With respect to the impact of the bailiff’s comment, we observe that Juror Overman expressed unhappiness when the prosecutor informed her that a hung jury and a mistrial were a possibility. Further, the prosecutor stated that Juror Overman’s statements gave him “the impression that she felt that that was a very important piece of information that that she might have proceeded differently.” Id. at 352 (emphasis added). The prosecutor stated that “[t]he real impression I had was that my explanation that one vote for guilty or one vote for not guilty could hold up to a jury verdict was important to her in that she that was not the way that she had understood what she had been told.” Id. at 353 (emphasis added).
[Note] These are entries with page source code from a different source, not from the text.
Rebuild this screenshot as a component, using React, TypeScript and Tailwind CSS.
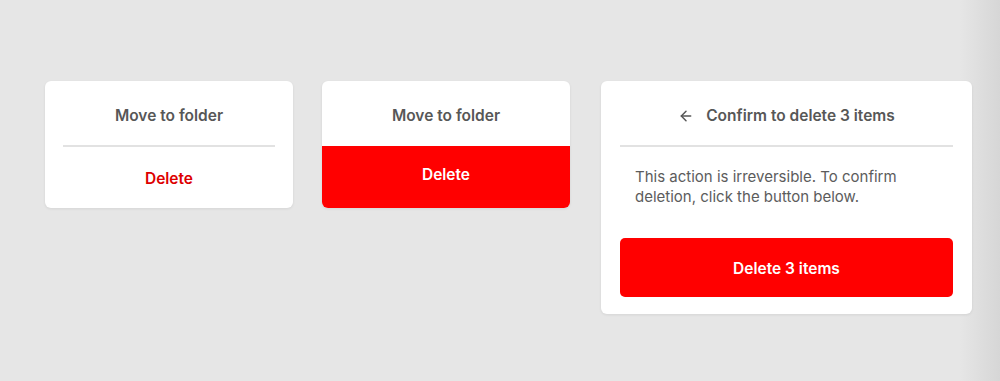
import { ArrowLeft } from "lucide-react";

const font = { fontFamily: "Inter, 'Noto Sans', sans-serif" };

const MenuCard = ({ active }: { active?: boolean }) => {
    return (
        <div className="w-[248px] bg-white rounded-[6px] shadow-[0_1px_3px_rgba(0,0,0,0.08)] overflow-hidden">
            <div className="px-[18px]">
                <div
                    className={`${active ? "h-[65px]" : "h-[64px]"} pt-[24px] text-center text-[15.5px] leading-[22px] font-semibold text-[#575757]`}
                >
                    Move to folder
                </div>
                {!active && <div className="h-[2px] bg-[#e2e2e2]"></div>}
            </div>
            {active ? (
                <div className="h-[62px] bg-[#ff0000] flex items-center justify-center pb-[5px] text-[15.5px] font-semibold text-white">
                    Delete
                </div>
            ) : (
                <div className="h-[61px] flex items-center justify-center pt-[2px] text-[15.5px] font-semibold text-[#dd0000]">
                    Delete
                </div>
            )}
        </div>
    );
};

const App = () => {
    return (
        <div
            className="w-[1000px] h-[381px] bg-[linear-gradient(to_right,#e6e6e6_0%,#e6e6e6_96%,#d6d6d6_100%)]"
            style={font}
        >
            <div className="flex items-start pt-[81px] pl-[45px]">
                <MenuCard />
                <div className="ml-[29px]">
                    <MenuCard active />
                </div>
                <div className="ml-[31px] w-[371px] bg-white rounded-[6px] shadow-[0_1px_3px_rgba(0,0,0,0.08)] px-[19px] pb-[17px]">
                    <div className="h-[64px] pt-[24px] flex items-start justify-center gap-[12px] text-[15.5px] leading-[22px] font-semibold text-[#575757]">
                        <ArrowLeft className="w-[16px] h-[16px] mt-[3px]" strokeWidth={2.25} />
                        <span>Confirm to delete 3 items</span>
                    </div>
                    <div className="h-[2px] bg-[#e2e2e2]"></div>
                    <p className="pt-[20px] px-[15px] text-[15px] leading-[20px] text-[#5c5c5c]">
                        This action is irreversible. To confirm deletion, click the button below.
                    </p>
                    <button className="mt-[31px] w-full h-[59px] pt-[3px] rounded-[5px] bg-[#ff0000] text-white text-[15.5px] font-semibold">
                        Delete 3 items
                    </button>
                </div>
            </div>
        </div>
    );
};

export default App;
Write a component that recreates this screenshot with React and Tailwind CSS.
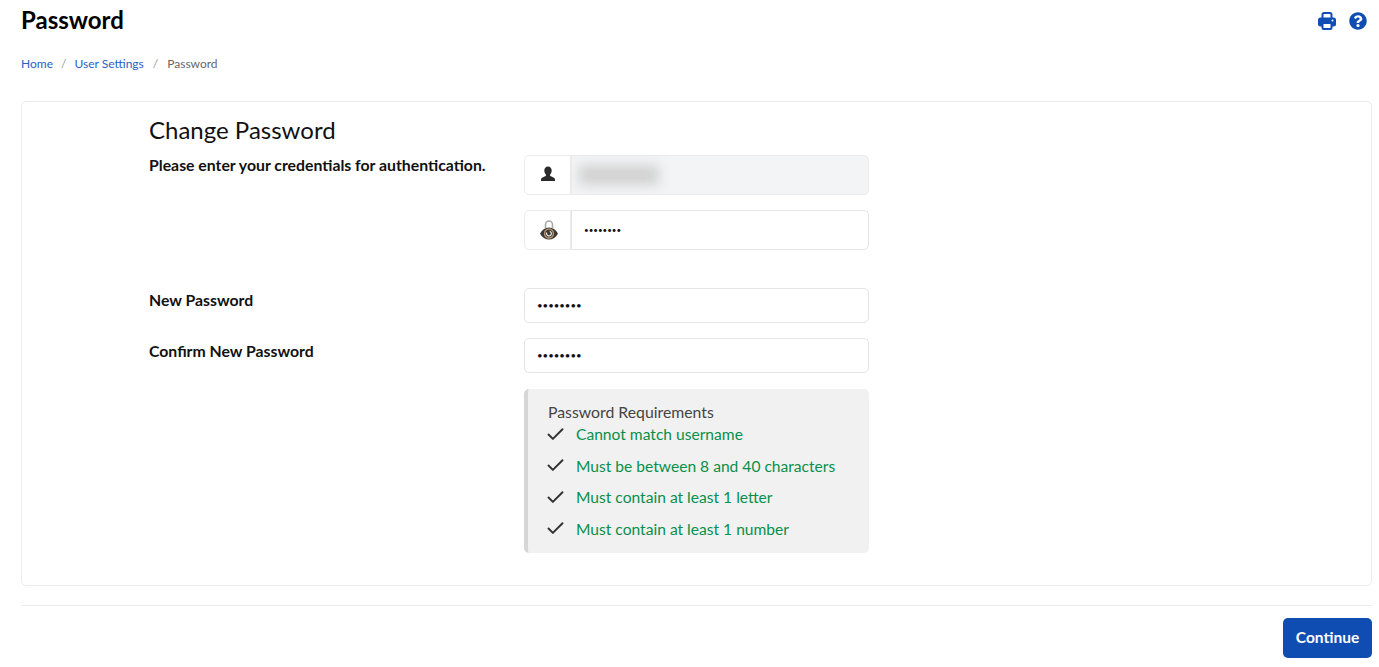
import { FaQuestionCircle } from "react-icons/fa";
import { Check } from "lucide-react";

const font = "font-['Lato','Open_Sans',sans-serif]";

const requirements = [
  "Cannot match username",
  "Must be between 8 and 40 characters",
  "Must contain at least 1 letter",
  "Must contain at least 1 number",
];

function PrintIcon() {
  return (
    <svg width="18" height="18" viewBox="0 0 18 18" className="translate-x-[1px]">
      <path fill="none" stroke="currentColor" strokeWidth="2" d="M4.500 7V2.500a1.500 1.500 0 0 1 1.500-1.500h6a1.500 1.500 0 0 1 1.500 1.500V7" />
      <rect x="0" y="5.500" width="18" height="9" rx="2.500" fill="currentColor" />
      <rect x="4.500" y="11" width="9" height="6" rx="1" fill="#fff" stroke="currentColor" strokeWidth="2" />
      <circle cx="14.500" cy="8.500" r="1" fill="#fff" />
    </svg>
  );
}

function UserIcon() {
  return (
    <svg width="16" height="16" viewBox="0 0 16 16" className="text-[#2b2b2b]">
      <path fill="currentColor" d="M8 0.5c2.3 0 3.7 1.7 3.7 4 0 1.7-.7 3.2-1.6 4.1v1.3c1.6.7 4.4 1.3 4.9 3v2.1H1v-2.1c.5-1.7 3.3-2.3 4.9-3V8.6C5 7.7 4.3 6.200 4.300 4.500c0-2.300 1.400-4 3.700-4z" />
    </svg>
  );
}

function LockEyeIcon() {
  return (
    <svg width="20" height="22" viewBox="0 0 20 22">
      <path fill="none" stroke="#a8a8a8" strokeWidth="1.6" d="M6.500 9V5.500a3.500 3.500 0 0 1 7 0V9" />
      <path fill="#3a3a3a" d="M1 14.500C3 10.500 6.500 8.500 10 8.500s7 2 9 6c-2 4-5.500 6-9 6s-7-2-9-6z" />
      <circle cx="10" cy="14.500" r="4.400" fill="none" stroke="#b5926a" strokeWidth="1.500" />
      <path fill="none" stroke="#e6e6e6" strokeWidth="1.200" d="M7.800 13.500a2.400 2.400 0 1 0 3-1.200" />
    </svg>
  );
}

export default function App() {
  return (
    <div className={`${font} min-h-[667px] bg-white pl-[21px] pr-[7px] text-[#111]`}>
      {/* Header */}
      <div className="flex h-[41px] items-center justify-between">
        <h1 className="pb-[2px] text-[24px] font-bold leading-none text-black">Password</h1>
        <div className="flex items-center gap-[14px] pr-[5px] text-[#0f4db3]">
          <PrintIcon />
          <FaQuestionCircle size={18} />
        </div>
      </div>

      {/* Breadcrumb */}
      <div className="mt-[15px] flex h-[16px] items-center text-[12px] leading-none">
        <a className="text-[#2a62c4]">Home</a>
        <span className="mx-[8px] text-[#9a9a9a]">/</span>
        <a className="text-[#2a62c4]">User Settings</a>
        <span className="mx-[9px] text-[#9a9a9a]">/</span>
        <span className="text-[#666]">Password</span>
      </div>

      {/* Card */}
      <div className="mt-[29px] h-[485px] rounded-[5px] border border-[#ececec] pl-[127px] pt-[13px]">
        <h2 className="text-[24px] font-normal leading-[29px] text-[#111]">Change Password</h2>

        <div className="mt-[11px] flex">
          <div className="w-[375px] text-[15.800px] font-bold leading-[19px]">
            Please enter your credentials for authentication.
          </div>
          <div className="w-[345px]">
            <div className="flex h-[40px]">
              <div className="flex w-[47px] items-center justify-center rounded-l-[5px] border border-[#ececec] bg-white pb-[3px]">
                <UserIcon />
              </div>
              <div className="flex flex-1 items-center rounded-r-[5px] border border-[#ececec] bg-[#f3f4f6] pl-[7px]">
                <div className="h-[20px] w-[80px] bg-[#d2d2d2] blur-[6px]" />
              </div>
            </div>
            <div className="mt-[15px] flex h-[40px]">
              <div className="flex w-[47px] items-center justify-center rounded-l-[5px] border border-[#ececec] bg-white pl-[2px]">
                <LockEyeIcon />
              </div>
              <div className="flex flex-1 items-center rounded-r-[5px] border border-[#e4e4e4] bg-white pl-[12px]">
                <span className="text-[8px] leading-none text-[#111]">••••••••</span>
              </div>
            </div>
          </div>
        </div>

        <div className="mt-[38px] flex">
          <label className="w-[375px] pt-[2px] text-[15.800px] font-bold leading-[19px]">New Password</label>
          <div className="flex h-[35px] w-[345px] items-center rounded-[5px] border border-[#e4e4e4] pl-[12px]">
            <span className="text-[9.600px] leading-none text-[#111]">••••••••</span>
          </div>
        </div>

        <div className="mt-[15px] flex">
          <label className="w-[375px] pt-[3px] text-[15.800px] font-bold leading-[19px]">Confirm New Password</label>
          <div className="flex h-[35px] w-[345px] items-center rounded-[5px] border border-[#e4e4e4] pl-[12px]">
            <span className="text-[9.600px] leading-none text-[#111]">••••••••</span>
          </div>
        </div>

        <div className="mt-[16px] flex">
          <div className="w-[375px]" />
          <div className="h-[164px] w-[345px] rounded-[5px] border-l-[4px] border-[#d6d6d6] bg-[#f1f1f1] pl-[20px] pt-[14px]">
            <div className="text-[15.800px] leading-[18px] text-[#444]">Password Requirements</div>
            <ul className="mt-[3px]">
              {requirements.map((r) => (
                <li key={r} className="mb-[10.500px] flex h-[21px] items-center">
                  <Check size={21} strokeWidth={2.250} className="-ml-[3px] -mt-[1px] text-[#333]" />
                  <span className="ml-[10px] text-[15.600px] leading-[21px] text-[#0a8f4a]">{r}</span>
                </li>
              ))}
            </ul>
          </div>
        </div>
      </div>

      {/* Footer */}
      <div className="mt-[19px] flex justify-end border-t border-[#ececec] pt-[12px]">
        <button className="h-[40px] w-[89px] rounded-[5px] bg-[#0f4db3] pb-[1px] text-[15.500px] font-bold text-white">
          Continue
        </button>
      </div>
    </div>
  );
}
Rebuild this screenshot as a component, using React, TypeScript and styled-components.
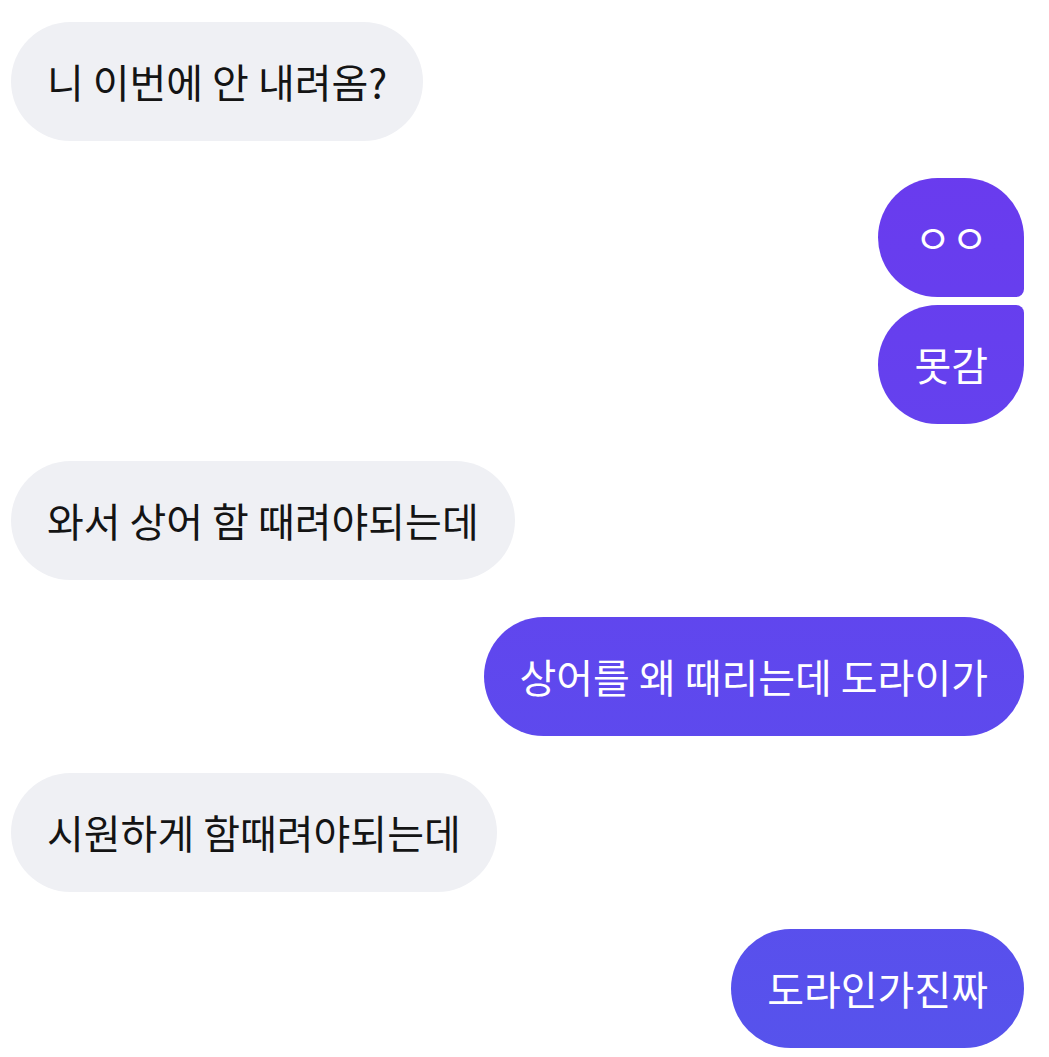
import styled, { createGlobalStyle, css } from "styled-components";

const GlobalStyle = createGlobalStyle`
  html, body {
    margin: 0;
    padding: 0;
    background: #ffffff;
  }
  body {
    font-family: "Noto Sans CJK KR", "Noto Sans", sans-serif;
  }
`;

const Chat = styled.div`
  display: flex;
  flex-direction: column;
  gap: 37px;
  padding: 22px 25px 10px 11px;
  width: 1049px;
  box-sizing: border-box;
`;

const Group = styled.div<{ $mine?: boolean }>`
  display: flex;
  flex-direction: column;
  gap: 8px;
  align-items: ${(p) => (p.$mine ? "flex-end" : "flex-start")};
`;

type Pos = "single" | "first" | "last";

const Bubble = styled.div<{ $mine?: boolean; $pos?: Pos }>`
  height: 119px;
  box-sizing: border-box;
  display: flex;
  align-items: center;
  padding: 0 36px 2px 36px;
  font-size: 40px;
  font-weight: 400;
  border-radius: 60px;
  white-space: nowrap;
  background: #eff0f4;
  color: #141414;
  ${(p) =>
    p.$mine &&
    css`
      color: #ffffff;
      background: linear-gradient(180deg, #6d37ee 0%, #6145ee 55%, #5653ec 100%);
      background-attachment: fixed;
    `}
  ${(p) =>
    p.$pos === "first" &&
    css`
      border-bottom-right-radius: 8px;
    `}
  ${(p) =>
    p.$pos === "last" &&
    css`
      border-top-right-radius: 8px;
    `}
`;

type Msg = { mine: boolean; texts: string[] };

const messages: Msg[] = [
  { mine: false, texts: ["니 이번에 안 내려옴?"] },
  { mine: true, texts: ["ㅇㅇ", "못감"] },
  { mine: false, texts: ["와서 상어 함 때려야되는데"] },
  { mine: true, texts: ["상어를 왜 때리는데 도라이가"] },
  { mine: false, texts: ["시원하게 함때려야되는데"] },
  { mine: true, texts: ["도라인가진짜"] },
];

const posOf = (i: number, n: number): Pos =>
  n === 1 ? "single" : i === 0 ? "first" : "last";

const App = () => {
  return (
    <>
      <GlobalStyle />
      <Chat>
        {messages.map((m, gi) => (
          <Group key={gi} $mine={m.mine}>
            {m.texts.map((t, i) => (
              <Bubble key={i} $mine={m.mine} $pos={posOf(i, m.texts.length)}>
                {t}
              </Bubble>
            ))}
          </Group>
        ))}
      </Chat>
    </>
  );
};

export default App;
The prosecutor acknowledged that Juror Overman was the juror that expressed some question about her conscience when she was originally polled. Lastly, the prosecutor indicated that it was his impression from Juror Overman’s statements that she had to make a decision with the jury rather than hold out. Under the circumstances, we conclude that the error constitutes a blatant violation of basic principles and that the harm or potential for harm is substantial, and the error denied Sowers fundamental due process.
RILEY, J., concurs.
BRADFORD, J., dissents with separate opinion:
While it was error for the bailiff to communicate with the jury about the law applicable to the case without notifying the trial court or relaying the jury’s question to the trial court, it was not fundamental error. Sowers concedes that he did not object to or request a mistrial because of the conversation that took place between the jury foreperson and the bailiff when given an opportunity to do so before the trial court. As such, Sowers has waived this claim on appeal unless he can show that the erroneous conversation amounted to fundamental error.